Why is it that the majority of male partners I’ve had don’t want to ever share with other men? I am pansexual and very open about it. In fact, I don’t take on partners that aren’t 100% educated about exactly what that entails. Most of my partners are also bisexual or pansexual. So why then, if they understand being able to put your hand down anyone’s pants and liking whatever you find, do they only “allow” me to play with other women?!
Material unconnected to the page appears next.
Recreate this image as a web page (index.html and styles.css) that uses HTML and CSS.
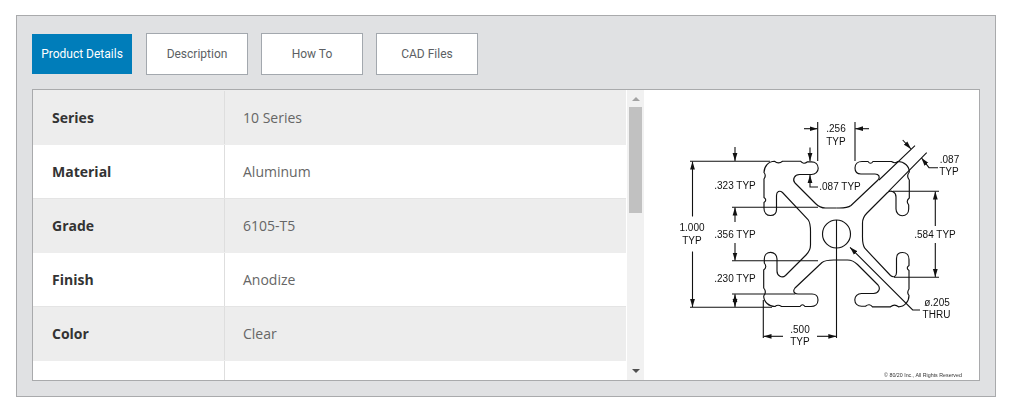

I’ve heard from countless friends that they too are victim to the “One and Only Penis” policy in their open and poly relationships. And frankly, it sucks. Here’s what you are suggesting:

1: Women are somehow worth less than men. I can play with women all I want because they aren’t intimidating. It’s just a woman, and besides it’s SO HOT to see women together. eyerolls over the mouth breathing and fapping. Fuck that. If anything I’m more attracted to women as a general matter of course, and if I was going to choose another partner, it would likely be a woman. But even if that weren’t the case, why does it matter? Which leads me to my next point…

2: You have insecurities. Nothing is less sexy than someone who has insecurities but won’t address them. Hey, we all have them. That’s human. But to sweep them under the rug and impose absurd rules is not the way to handle them. Enforcing that you are the only man I get to touch in a poly relationship (while you can be with whoever you want) says a lot about your self esteem. If you think that even the possibility of my seeing another penis might mean I enjoy it more than yours, you’re not doing something right. Which leads me to my last point…

3. If a woman comes in contact with another penis, she’ll automatically leave you. Okay, take a deep breath, because you are being ridiculous. If all you have going for you is sticking your dick in me and you’re worried someone can do it better, you’ve got a lot more issues than you think. Relationships are not just about sex, and another penis is certainly not going to change anyone’s mind about their current relationship. If you’re worried about your bedroom game, change it up! Become a better partner. But if you are clinging to the idea that penis = breakup, you need to reevaluate your theories.

So guys (and gals, and anyone else who imposes rules that only apply to their SOs and not themselves). You don’t have a truly open relationship if you limit it for your partner based on a sexist double standard. If you subscribe to any of the three points of ideology I wrote about, you need to get with the program. Open your mind a bit. Because the last thing you want is for your partner to catch on to your insecurities and control issues. Resentment is a pretty ugly bedfellow. If you’re uncomfortable, talk about it. Figure out WHY. And for fuck’s sake…lighten up!

I want to just add that my current partner is not at all included in my little mini rant/observation. Unlike other partners, when I opened up and discussed what I’d like out of the relationship, he promised to listen and follow through. There have been things we have both been insecure about, but the difference is that we work on them together. I respect him greatly because even if he was nervous about not deploying the OPP, he understood why it was important to me to not be limited in the relationship. That’s not to say we haven’t had our ups and downs with it, but he was willing to compromise and negotiate, even as I have with other aspects of our relationship. It’s been an amazing journey with him, and I am grateful.